シガーニー・ウィーバーも『エイリアン4』について「雰囲気的には『エイリアン』と『エイリアン2』に近い」と述べている(もっともシガーニー・ウィーバーは『エイリアン3』ではデヴィッド・フィンチャーと険悪な雰囲気だったこともあり、そもそもあまり好きではない作品でもあるのだろう)。
『エイリアン2』は娘を亡くしたリプリーが孤児となった女の子のニュートと心を通わせ親子の絆で結ばれるというヒューマニズムの面も評価される理由だった。
『エイリアン4』でも同じような親子関係はあるが、その相手は人間ではなくエイリアンだ。

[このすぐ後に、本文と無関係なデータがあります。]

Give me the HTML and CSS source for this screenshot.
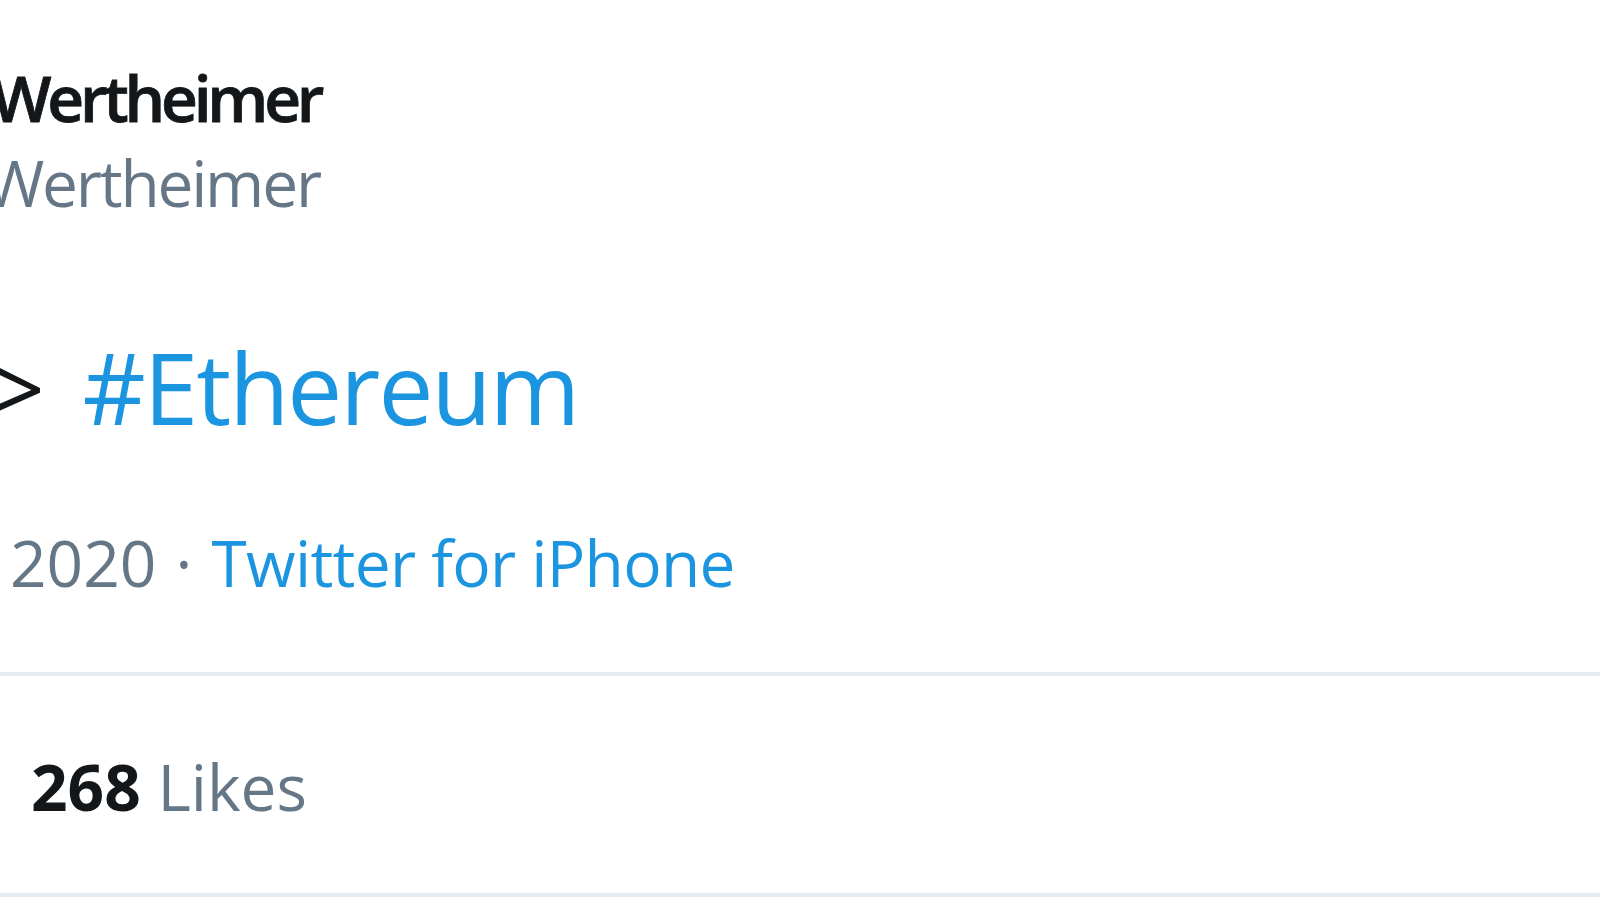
FILE: index.html
```html
<!DOCTYPE html>
<html>
<head>
<meta charset="utf-8">
<link rel="stylesheet" href="styles.css">
</head>
<body>
<main class="tweet">
  <header class="author">
    <div class="name">Wertheimer</div>
    <div class="handle">@Wertheimer</div>
  </header>
  <p class="text"><span class="gt">&gt;</span> <a class="tag">#Ethereum</a></p>
  <div class="meta"><span class="date">2020</span><span class="dot">·</span><a class="source">Twitter for iPhone</a></div>
  <div class="stats">
    <span class="count">268</span> <span class="label">Likes</span>
  </div>
</main>
</body>
</html>
```

FILE: styles.css
```css
html, body {
  margin: 0;
  padding: 0;
  background: #ffffff;
  overflow: hidden;
}
body {
  width: 1600px;
  height: 900px;
  font-family: "Open Sans", "Noto Sans", sans-serif;
}
.tweet {
  display: flex;
  flex-direction: column;
  padding-top: 55px;
}
.author {
  display: flex;
  flex-direction: column;
}
.name {
  font-size: 64px;
  line-height: 85px;
  font-weight: 600;
  letter-spacing: -4.2px;
  color: #14171a;
  margin-left: -9px;
  white-space: nowrap;
  -webkit-text-stroke: 0.8px #14171a;
}
.handle {
  font-size: 64px;
  line-height: 85px;
  letter-spacing: -2.2px;
  color: #657786;
  margin-left: -70px;
  white-space: nowrap;
}
.text {
  margin: 97px 0 0 -11px;
  font-size: 98px;
  line-height: 130px;
  letter-spacing: -2px;
  color: #14171a;
  white-space: nowrap;
}
.gt {
  margin-right: 16px;
}
.tag {
  color: #1b95e0;
}
.meta {
  margin-top: 68px;
  font-size: 64px;
  line-height: 85px;
  color: #657786;
  padding-left: 10px;
  white-space: nowrap;
}
.dot {
  margin: 0 0.3em;
}
.source {
  color: #1b95e0;
  letter-spacing: -0.7px;
}
.stats {
  margin-top: 67px;
  border-top: 4px solid #e6ecf0;
  border-bottom: 4px solid #e6ecf0;
  padding: 68px 0 64px 31px;
  font-size: 64px;
  line-height: 85px;
  white-space: nowrap;
}
.count {
  font-weight: 700;
  color: #14171a;
}
.label {
  color: #657786;
}
```
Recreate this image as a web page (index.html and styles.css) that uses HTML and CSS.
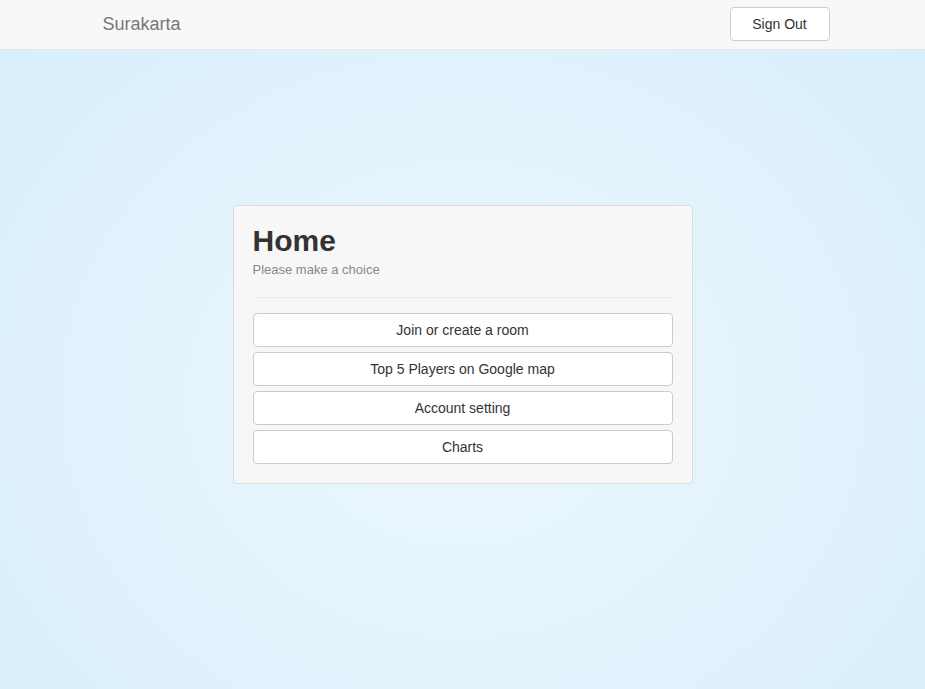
FILE: index.html
```html
<!DOCTYPE html>
<html>
<head>
<meta charset="utf-8">
<title>Surakarta</title>
<link rel="stylesheet" href="styles.css">
</head>
<body>
<nav class="navbar">
  <div class="nav-inner">
    <span class="brand">Surakarta</span>
    <button class="btn btn-nav">Sign Out</button>
  </div>
</nav>
<main class="stage">
  <section class="panel">
    <header class="panel-head">
      <h1 class="title">Home</h1>
      <p class="subtitle">Please make a choice</p>
    </header>
    <div class="choices">
      <button class="btn btn-choice">Join or create a room</button>
      <button class="btn btn-choice">Top 5 Players on Google map</button>
      <button class="btn btn-choice">Account setting</button>
      <button class="btn btn-choice">Charts</button>
    </div>
  </section>
</main>
</body>
</html>
```

FILE: styles.css
```css
* { box-sizing: border-box; }
html, body { margin: 0; padding: 0; height: 100%; }
body {
  font-family: "Liberation Sans", Arial, Helvetica, sans-serif;
  font-size: 14px;
  color: #333;
  background: radial-gradient(ellipse at 50% 58%, #ecf7fd 0%, #e3f3fc 45%, #d7eefc 100%);
  background-attachment: fixed;
}
.navbar {
  position: fixed;
  top: 0; left: 0; right: 0;
  height: 50px;
  background: #f8f8f8;
  border-bottom: 1px solid #e7e7e7;
  z-index: 10;
}
.nav-inner {
  width: 750px;
  margin: 0 auto;
  padding: 0 8px 0 15px;
  height: 48px;
  display: flex;
  align-items: center;
  justify-content: space-between;
}
.brand {
  font-size: 18px;
  color: #777;
  line-height: 20px;
}
.btn {
  font-family: inherit;
  font-size: 14px;
  color: #333;
  background: #fff;
  border: 1px solid #ccc;
  border-radius: 4px;
  height: 34px;
  padding: 6px 12px;
  line-height: 20px;
  cursor: pointer;
}
.btn-nav { width: 100px; }
.stage {
  min-height: 100vh;
  display: flex;
  align-items: center;
  justify-content: center;
}
.panel {
  width: 460px;
  background: #f7f7f7;
  border: 1px solid #dcdcdc;
  border-radius: 4px;
  padding: 18px 19px 19px 19px;
}
.panel-head {
  border-bottom: 1px solid #eaeaea;
  padding-bottom: 18px;
  margin-bottom: 15px;
}
.title {
  margin: 0;
  font-size: 30px;
  font-weight: bold;
  line-height: 33px;
  color: #333;
}
.subtitle {
  margin: 4px 0 0;
  font-size: 13px;
  color: #888;
  line-height: 18px;
}
.choices {
  display: flex;
  flex-direction: column;
  gap: 5px;
}
.btn-choice { width: 100%; }
```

Googleで『エイリアン4』を検索すると、サジェストに「ニューボーン かわいそう」と表示される。『エイリアン4』で示されるのはエイリアンと血の繋がったリプリーの許されない親子関係なのだ。素直に人間同士のヒューマニズムを描かないのがジュネらしい。
ニューボーンエイリアンはクイーンが変質して生まれた、リプリーの遺伝子とエイリアンの遺伝子が混ざりあった新種のエイリアンだ。
なぜか直接的な親であるクイーンではなく、遺伝上は祖母にあたるリプリーを親として慕うのかは謎でもある(このあたりもご都合主義と言われればそうだ)が、ここで『エイリアン2』同様の親子関係が生まれている。ただ問題はどうしても人間とは相容れない狂暴性を持つことだ。
そこで止むやくリプリーはニューボーンを殺す。自身を慕う我が子を殺すリプリーは涙を流して「許して」と呟く。
ここで初めて私たちはエイリアンをモンスターとしてではなく、一つの同等な生命体として再認識させられる。
エイリアンの狂暴性や残酷さは人間にとって脅威だが、それが彼らの本能であれば仕方がない。
そして、こうも思う。地球上の他の生物にとっては人間こそが「エイリアン」なのではないか?
『エイリアン4』の中でも人間の非道さ、愚かさ、危険さは様々な角度から描かれる。果たしてエイリアンと人間、本当に残酷なのはどちらだろうか。
『エイリアン4』はホラーの極致としての残酷描写、そして人間の尊厳まで踏み込んだ深いテーマを持つ名作だと思う。